Yes, Philadelphia (18-11-4, second in the Metro) has been the East’s most pleasant surprise and many of its players are enjoying seasons better than imagined. Jones said the Flyers’ brass has had “curveballs thrown at us with how well guys have played.”

But, the first-year executive maintains, he has no intentions of “deviating from the plan” (i.e., a Rangers-like rebuild on the fly) and has fielded plenty of calls from opponents interested in trading for his assets.

Cap-friendly defencemen Sean Walker, Nick Seeler and Marc Staal would be easy to move because they are on expiring deals and contenders always seek blueline depth.

But I also wonder about leading scorer Travis Konecny.

Would a team dangle a prized prospect to get the edgy winger for two playoff stabs? Konecny is signed through 2024-25 at a bargain $5.5 million, then he’ll need a raise. He plays the game coach John Tortorella likes.

No need for Jones to rush into anything before February, but he doesn’t consider the current group a Cup threat. Just a plucky underdog.

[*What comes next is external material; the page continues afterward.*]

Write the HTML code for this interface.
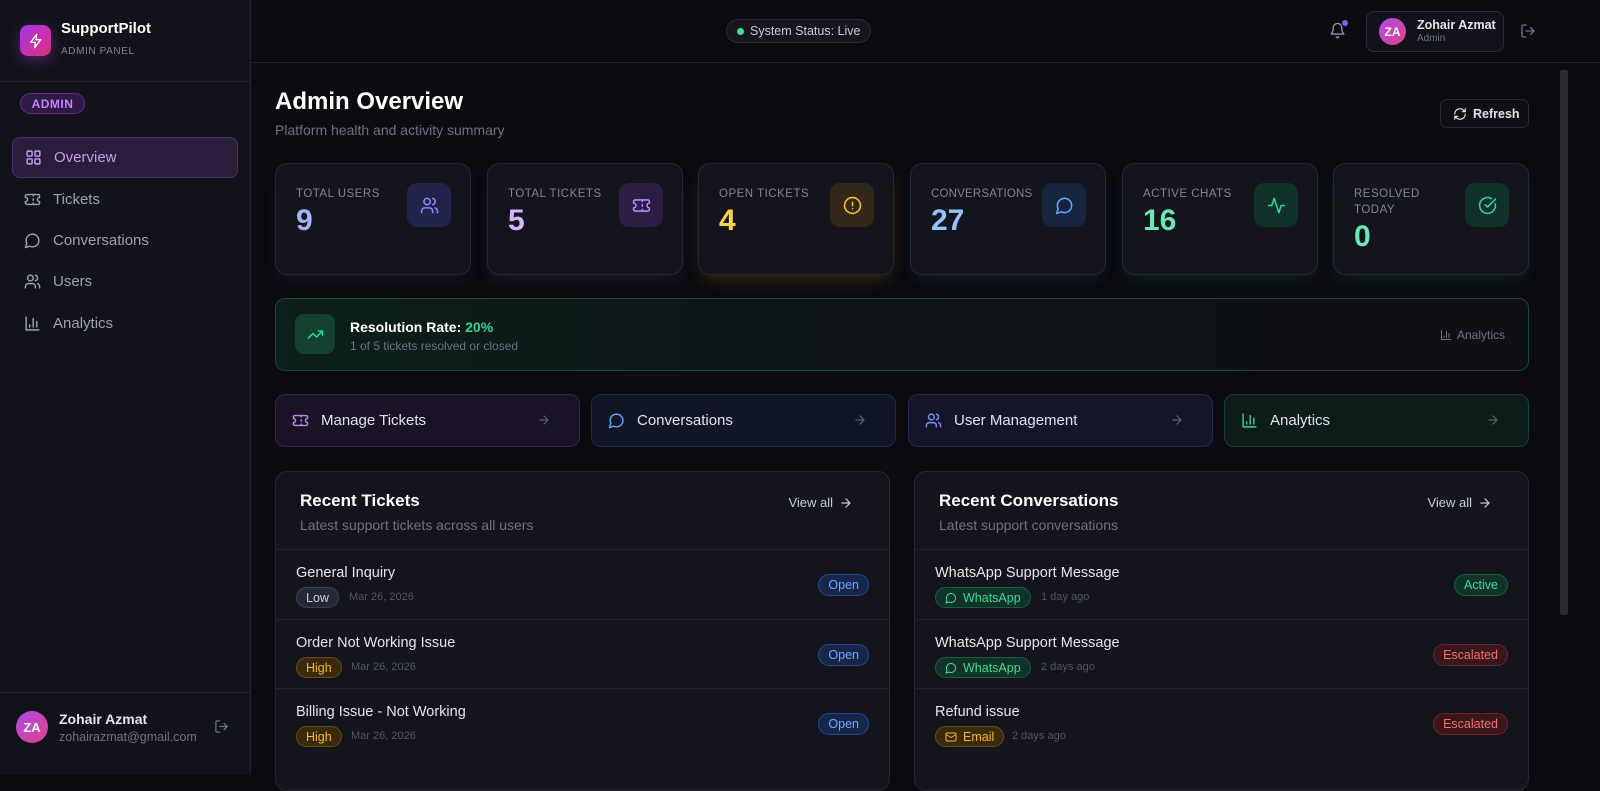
<!DOCTYPE html>
<html><head><meta charset="utf-8"><style>
*{box-sizing:border-box;margin:0;padding:0}
html,body{background:#0b0b10}
body{width:1600px;height:775px;overflow:hidden;font-family:"Liberation Sans",sans-serif;color:#e5e7eb;position:relative}
.sb{position:absolute;left:0;top:0;width:251px;height:775px;background:#12131a;border-right:1px solid #23242e}
.abs{position:absolute}
svg{fill:none;stroke:currentColor;stroke-width:2;stroke-linecap:round;stroke-linejoin:round}
.nav{position:absolute;left:12px;width:226px;height:41px;display:flex;align-items:center;padding-left:12px;font-size:15px;color:#9aa3b5}
.nav svg{width:17px;height:17px;margin-right:12px}
.card{position:absolute;top:163px;width:196px;height:112px;background:#13141c;border:1px solid #262733;border-radius:12px}
.card .l{position:absolute;left:20px;top:22px;font-size:11.5px;letter-spacing:.5px;color:#7d8597;line-height:16px;width:105px}
.card .n{position:absolute;left:20px;top:40px;font-size:30px;font-weight:bold}
.card .ic{position:absolute;left:131px;top:19px;width:44px;height:44px;border-radius:10px;display:flex;align-items:center;justify-content:center}
.card .ic svg{width:19px;height:19px}
.ql{position:absolute;top:394px;width:305px;height:53px;border-radius:10px;display:flex;align-items:center;padding-left:16px;font-size:15px;color:#e0e3ea}
.ql svg{width:17px;height:17px;margin-right:12px}
.ql .ar{position:absolute;right:16px;top:18px;width:14px;height:14px;color:#5b6274}
.pn{position:absolute;top:471px;width:615px;height:320px;background:#13141c;border:1px solid #262733;border-radius:12px;overflow:hidden}
.pn h3{position:absolute;left:24px;top:19px;font-size:17px;color:#fff}
.pn .sub{position:absolute;left:24px;top:45px;font-size:14px;color:#6b7385}
.pn .va{position:absolute;right:36px;top:23px;font-size:13px;color:#c8ccd6;display:flex;align-items:center}
.pn .va svg{width:14px;height:14px;margin-left:6px}
.row{position:absolute;left:0;right:0;height:70px;border-top:1px solid #22232d}
.row .t{position:absolute;left:20px;top:15px;font-size:14.5px;color:#e5e7eb}
.row .b{position:absolute;left:20px;top:37px;height:21px;border-radius:11px;font-size:12.5px;display:flex;align-items:center;padding:0 9px}
.row .d{position:absolute;top:41px;font-size:11px;color:#4f5668}
.row .s{position:absolute;right:20px;top:24px;height:22px;border-radius:11px;font-size:12.5px;padding:0 9px;display:flex;align-items:center}
.open{background:#15264a;border:1px solid #244a8a;color:#6ea8ff}
.low{background:#232836;border:1px solid #3a4152;color:#c9ced8}
.high{background:#3a2a0c;border:1px solid #6a4a10;color:#f5b82a}
.wa{background:#0f3328;border:1px solid #1b5a45;color:#3ddc97}
.em{background:#3a2a0c;border:1px solid #6a4a10;color:#f5b82a}
.act{background:#0f3328;border:1px solid #1b5a45;color:#3ddc97}
.esc{background:#3a1519;border:1px solid #6a252c;color:#f07178}
.b svg{width:12px;height:12px;margin-right:6px}
</style></head><body>
<div class="sb">
 <div class="abs" style="left:20px;top:25px;width:31px;height:31px;border-radius:8px;background:linear-gradient(135deg,#a534e8,#e0307a);box-shadow:0 4px 14px rgba(170,50,220,.4);display:flex;align-items:center;justify-content:center;color:#fff"><svg width="16" height="16" viewBox="0 0 24 24"><path d="M13 2 4 14h7l-1 8 9-12h-7z"/></svg></div>
 <div class="abs" style="left:61px;top:20px;font-size:15px;font-weight:bold;color:#fff">SupportPilot</div>
 <div class="abs" style="left:61px;top:46px;font-size:10px;letter-spacing:.6px;color:#7d8597">ADMIN PANEL</div>
 <div class="abs" style="left:0;top:81px;width:250px;border-top:1px solid #23242e"></div>
 <div class="abs" style="left:20px;top:93px;width:65px;height:21px;border-radius:11px;background:#2e1a45;border:1px solid #5a3088;color:#c084fc;font-size:12px;font-weight:bold;display:flex;align-items:center;justify-content:center;letter-spacing:.5px">ADMIN</div>
 <div class="nav" style="top:137px;background:#2a1d3c;border:1px solid #4a2f6a;border-radius:8px;color:#c99af5"><svg viewBox="0 0 24 24"><rect x="3" y="3" width="7" height="7" rx="1"/><rect x="14" y="3" width="7" height="7" rx="1"/><rect x="14" y="14" width="7" height="7" rx="1"/><rect x="3" y="14" width="7" height="7" rx="1"/></svg>Overview</div>
 <div class="nav" style="top:179px"><svg viewBox="0 0 24 24"><path d="M2 9a3 3 0 0 1 0 6v2a2 2 0 0 0 2 2h16a2 2 0 0 0 2-2v-2a3 3 0 0 1 0-6V7a2 2 0 0 0-2-2H4a2 2 0 0 0-2 2Z"/><path d="M13 5v2M13 17v2M13 11v2"/></svg>Tickets</div>
 <div class="nav" style="top:220px"><svg viewBox="0 0 24 24"><path d="M7.9 20A9 9 0 1 0 4 16.1L2 22Z"/></svg>Conversations</div>
 <div class="nav" style="top:261px"><svg viewBox="0 0 24 24"><path d="M16 21v-2a4 4 0 0 0-4-4H6a4 4 0 0 0-4 4v2"/><circle cx="9" cy="7" r="4"/><path d="M22 21v-2a4 4 0 0 0-3-3.9M16 3.1a4 4 0 0 1 0 7.8"/></svg>Users</div>
 <div class="nav" style="top:303px"><svg viewBox="0 0 24 24"><path d="M3 3v18h18M18 17V9M13 17V5M8 17v-3"/></svg>Analytics</div>
 <div class="abs" style="left:0;top:692px;width:250px;border-top:1px solid #23242e"></div>
 <div class="abs" style="left:16px;top:711px;width:32px;height:32px;border-radius:50%;background:linear-gradient(135deg,#b04be8,#e0408a);color:#fff;font-size:13px;font-weight:bold;display:flex;align-items:center;justify-content:center">ZA</div>
 <div class="abs" style="left:59px;top:711px;font-size:14px;font-weight:bold;color:#e5e7eb">Zohair Azmat</div>
 <div class="abs" style="left:59px;top:730px;font-size:12.5px;color:#6b7385">zohairazmat@gmail.com</div>
 <svg class="abs" style="left:214px;top:719px;color:#6b7385" width="15" height="15" viewBox="0 0 24 24"><path d="M9 21H5a2 2 0 0 1-2-2V5a2 2 0 0 1 2-2h4M16 17l5-5-5-5M21 12H9"/></svg>
</div>
<div class="abs" style="left:251px;top:62px;width:1349px;border-top:1px solid #23242e"></div>
<div class="abs" style="left:726px;top:19px;width:145px;height:24px;border-radius:12px;background:#15161e;border:1px solid #2a2b36;font-size:12.5px;color:#c8ccd6;display:flex;align-items:center;padding-left:10px;white-space:nowrap"><span style="width:7px;height:7px;border-radius:50%;background:#3ddc97;margin-right:6px"></span>System Status: Live</div>
<svg class="abs" style="left:1329px;top:22px;color:#8a92a4" width="17" height="17" viewBox="0 0 24 24"><path d="M6 8a6 6 0 0 1 12 0c0 7 3 9 3 9H3s3-2 3-9M10.3 21a1.9 1.9 0 0 0 3.4 0"/></svg>
<div class="abs" style="left:1342px;top:20px;width:6px;height:6px;border-radius:50%;background:#6366f1"></div>
<div class="abs" style="left:1366px;top:11px;width:138px;height:41px;border-radius:8px;background:#12131a;border:1px solid #2a2b36"></div>
<div class="abs" style="left:1379px;top:18px;width:27px;height:27px;border-radius:50%;background:linear-gradient(135deg,#b04be8,#e0408a);color:#fff;font-size:12px;font-weight:bold;display:flex;align-items:center;justify-content:center">ZA</div>
<div class="abs" style="left:1417px;top:18px;font-size:12.5px;font-weight:bold;color:#e5e7eb;white-space:nowrap">Zohair Azmat</div>
<div class="abs" style="left:1417px;top:33px;font-size:10px;color:#6b7385">Admin</div>
<svg class="abs" style="left:1520px;top:23px;color:#6b7385" width="16" height="16" viewBox="0 0 24 24"><path d="M9 21H5a2 2 0 0 1-2-2V5a2 2 0 0 1 2-2h4M16 17l5-5-5-5M21 12H9"/></svg>
<div class="abs" style="left:1560px;top:70px;width:8px;height:545px;background:#2a2b33;border-radius:2px"></div>
<div class="abs" style="left:275px;top:88px;font-size:24px;font-weight:bold;color:#fff">Admin Overview</div>
<div class="abs" style="left:275px;top:122px;font-size:14px;color:#6b7385">Platform health and activity summary</div>
<div class="abs" style="left:1440px;top:99px;width:89px;height:29px;border-radius:7px;border:1px solid #2a2b36;background:#0f1016;font-size:12.5px;font-weight:bold;color:#e0e3ea;display:flex;align-items:center;padding-left:12px;white-space:nowrap"><svg width="14" height="14" viewBox="0 0 24 24" style="margin-right:6px"><path d="M3 12a9 9 0 0 1 15-6.7L21 8M21 3v5h-5M21 12a9 9 0 0 1-15 6.7L3 16M8 16H3v5"/></svg>Refresh</div>
<div class="card" style="left:275px;box-shadow:0 8px 18px -6px rgba(99,102,241,.18)"><div class="l">TOTAL USERS</div><div class="n" style="color:#a5b4fc">9</div><div class="ic" style="background:#22234a;color:#818cf8"><svg viewBox="0 0 24 24"><path d="M16 21v-2a4 4 0 0 0-4-4H6a4 4 0 0 0-4 4v2"/><circle cx="9" cy="7" r="4"/><path d="M22 21v-2a4 4 0 0 0-3-3.9M16 3.1a4 4 0 0 1 0 7.8"/></svg></div></div>
<div class="card" style="left:487px;box-shadow:0 8px 18px -6px rgba(168,85,247,.18)"><div class="l" style="width:110px">TOTAL TICKETS</div><div class="n" style="color:#d8b4fe">5</div><div class="ic" style="background:#2c1e42;color:#c084fc"><svg viewBox="0 0 24 24"><path d="M2 9a3 3 0 0 1 0 6v2a2 2 0 0 0 2 2h16a2 2 0 0 0 2-2v-2a3 3 0 0 1 0-6V7a2 2 0 0 0-2-2H4a2 2 0 0 0-2 2Z"/><path d="M13 5v2M13 17v2M13 11v2"/></svg></div></div>
<div class="card" style="left:698px;box-shadow:0 8px 18px -6px rgba(245,158,11,.25)"><div class="l" style="width:110px">OPEN TICKETS</div><div class="n" style="color:#fcd34d">4</div><div class="ic" style="background:#33271a;color:#fbbf24"><svg viewBox="0 0 24 24"><circle cx="12" cy="12" r="10"/><path d="M12 8v4M12 16h.01"/></svg></div></div>
<div class="card" style="left:910px;box-shadow:0 8px 18px -6px rgba(59,130,246,.18)"><div class="l" style="letter-spacing:.2px;width:115px">CONVERSATIONS</div><div class="n" style="color:#93c5fd">27</div><div class="ic" style="background:#172440;color:#60a5fa"><svg viewBox="0 0 24 24"><path d="M7.9 20A9 9 0 1 0 4 16.1L2 22Z"/></svg></div></div>
<div class="card" style="left:1122px;box-shadow:0 8px 18px -6px rgba(16,185,129,.18)"><div class="l" style="width:110px">ACTIVE CHATS</div><div class="n" style="color:#6ee7b7">16</div><div class="ic" style="background:#12302a;color:#34d399"><svg viewBox="0 0 24 24"><path d="M22 12h-4l-3 9L9 3l-3 9H2"/></svg></div></div>
<div class="card" style="left:1333px;box-shadow:0 8px 18px -6px rgba(16,185,129,.18)"><div class="l" style="width:80px">RESOLVED TODAY</div><div class="n" style="color:#6ee7b7;top:56px">0</div><div class="ic" style="background:#12302a;color:#34d399"><svg viewBox="0 0 24 24"><path d="M21.8 10A10 10 0 1 1 17 3.3"/><path d="m9 11 3 3L22 4"/></svg></div></div>
<div class="abs" style="left:275px;top:298px;width:1254px;height:73px;border-radius:10px;border:1px solid #164a37;background:linear-gradient(90deg,#0d1f1a,#0e1115 60%,#0e1014)"></div>
<div class="abs" style="left:295px;top:314px;width:40px;height:40px;border-radius:9px;background:#14402f;color:#34d399;display:flex;align-items:center;justify-content:center"><svg width="17" height="17" viewBox="0 0 24 24"><path d="m22 7-8.5 8.5-5-5L2 17M16 7h6v6"/></svg></div>
<div class="abs" style="left:350px;top:319px;font-size:14px;font-weight:bold;color:#fff">Resolution Rate: <span style="color:#34d399">20%</span></div>
<div class="abs" style="left:350px;top:339px;font-size:12px;color:#6b7385">1 of 5 tickets resolved or closed</div>
<div class="abs" style="left:1440px;top:328px;font-size:12px;color:#6b7385;display:flex;align-items:center"><svg width="12" height="12" viewBox="0 0 24 24" style="margin-right:5px"><path d="M3 3v18h18M18 17V9M13 17V5M8 17v-3"/></svg>Analytics</div>
<div class="ql" style="left:275px;background:#1a1326;border:1px solid #3a2350"><svg viewBox="0 0 24 24" style="color:#c084fc"><path d="M2 9a3 3 0 0 1 0 6v2a2 2 0 0 0 2 2h16a2 2 0 0 0 2-2v-2a3 3 0 0 1 0-6V7a2 2 0 0 0-2-2H4a2 2 0 0 0-2 2Z"/><path d="M13 5v2M13 17v2M13 11v2"/></svg>Manage Tickets<svg class="ar" viewBox="0 0 24 24"><path d="M5 12h14M12 5l7 7-7 7"/></svg></div>
<div class="ql" style="left:591px;background:#0f1626;border:1px solid #1c2d4c"><svg viewBox="0 0 24 24" style="color:#60a5fa"><path d="M7.9 20A9 9 0 1 0 4 16.1L2 22Z"/></svg>Conversations<svg class="ar" viewBox="0 0 24 24"><path d="M5 12h14M12 5l7 7-7 7"/></svg></div>
<div class="ql" style="left:908px;background:#13152a;border:1px solid #252a4c"><svg viewBox="0 0 24 24" style="color:#818cf8"><path d="M16 21v-2a4 4 0 0 0-4-4H6a4 4 0 0 0-4 4v2"/><circle cx="9" cy="7" r="4"/><path d="M22 21v-2a4 4 0 0 0-3-3.9M16 3.1a4 4 0 0 1 0 7.8"/></svg>User Management<svg class="ar" viewBox="0 0 24 24"><path d="M5 12h14M12 5l7 7-7 7"/></svg></div>
<div class="ql" style="left:1224px;background:#0d1c18;border:1px solid #174035"><svg viewBox="0 0 24 24" style="color:#34d399"><path d="M3 3v18h18M18 17V9M13 17V5M8 17v-3"/></svg>Analytics<svg class="ar" viewBox="0 0 24 24"><path d="M5 12h14M12 5l7 7-7 7"/></svg></div>
<div class="pn" style="left:275px">
 <h3>Recent Tickets</h3><div class="sub">Latest support tickets across all users</div>
 <div class="va">View all<svg viewBox="0 0 24 24"><path d="M5 12h14M12 5l7 7-7 7"/></svg></div>
 <div class="row" style="top:77px"><div class="t">General Inquiry</div><div class="b low">Low</div><div class="d" style="left:73px">Mar 26, 2026</div><div class="s open">Open</div></div>
 <div class="row" style="top:147px"><div class="t">Order Not Working Issue</div><div class="b high">High</div><div class="d" style="left:75px">Mar 26, 2026</div><div class="s open">Open</div></div>
 <div class="row" style="top:216px"><div class="t">Billing Issue - Not Working</div><div class="b high">High</div><div class="d" style="left:75px">Mar 26, 2026</div><div class="s open">Open</div></div>
</div>
<div class="pn" style="left:914px">
 <h3>Recent Conversations</h3><div class="sub">Latest support conversations</div>
 <div class="va">View all<svg viewBox="0 0 24 24"><path d="M5 12h14M12 5l7 7-7 7"/></svg></div>
 <div class="row" style="top:77px"><div class="t">WhatsApp Support Message</div><div class="b wa"><svg viewBox="0 0 24 24"><path d="M7.9 20A9 9 0 1 0 4 16.1L2 22Z"/></svg>WhatsApp</div><div class="d" style="left:126px">1 day ago</div><div class="s act">Active</div></div>
 <div class="row" style="top:147px"><div class="t">WhatsApp Support Message</div><div class="b wa"><svg viewBox="0 0 24 24"><path d="M7.9 20A9 9 0 1 0 4 16.1L2 22Z"/></svg>WhatsApp</div><div class="d" style="left:126px">2 days ago</div><div class="s esc">Escalated</div></div>
 <div class="row" style="top:216px"><div class="t">Refund issue</div><div class="b em"><svg viewBox="0 0 24 24"><rect x="2" y="4" width="20" height="16" rx="2"/><path d="m22 7-10 6L2 7"/></svg>Email</div><div class="d" style="left:97px">2 days ago</div><div class="s esc">Escalated</div></div>
</div>
</body></html>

Also, Jones offered this on whether Carter Hart (RFA 2024, with arbitration rights) is Philly’s goalie of the future: “I’d be surprised if he’s not.”

10. Elvis Merzlikins versus Tom Wilson is the fight we didn’t know we needed.

“He was after me all game long,” Merzlikins explained in his post-game scrum (worth a watch). The goalie believes Wilson was trying to take out his knee. “He got what he deserved. I don’t care.”

11. Man, Tie Domi is everywhere you look. He’s the modern-day Forrest Gump. But replace the running with punching.

12. If you’re a young buck who hasn’t seen the 1964’s timeless Rudolph the Red-Nosed Reindeer, do yourself a favour over the holidays.

Don’t take my word for it. Take Bruce Cassidy’s.

“You guys gotta see it,” the coach told the Vegas Golden Knights‘ press corps. “It’s a fascinating cartoon.”

Cassidy made reference to the Christmas classic — comparing the Island of Misfit Toys to his own Golden Misfits — and was stunned that the reporters didn’t catch it.

“I actually left here yesterday thinking, ‘Did these guys get dropped out of a time machine from like 60 years ago right into here having never seen Rudolph the Red-Nosed Reindeer?’ I mean, I was amazed,” Cassidy said.

“I think we have a lot of Rudolphs. I think that’s why we won the Cup, to be honest with you. That’s the way I look at it.”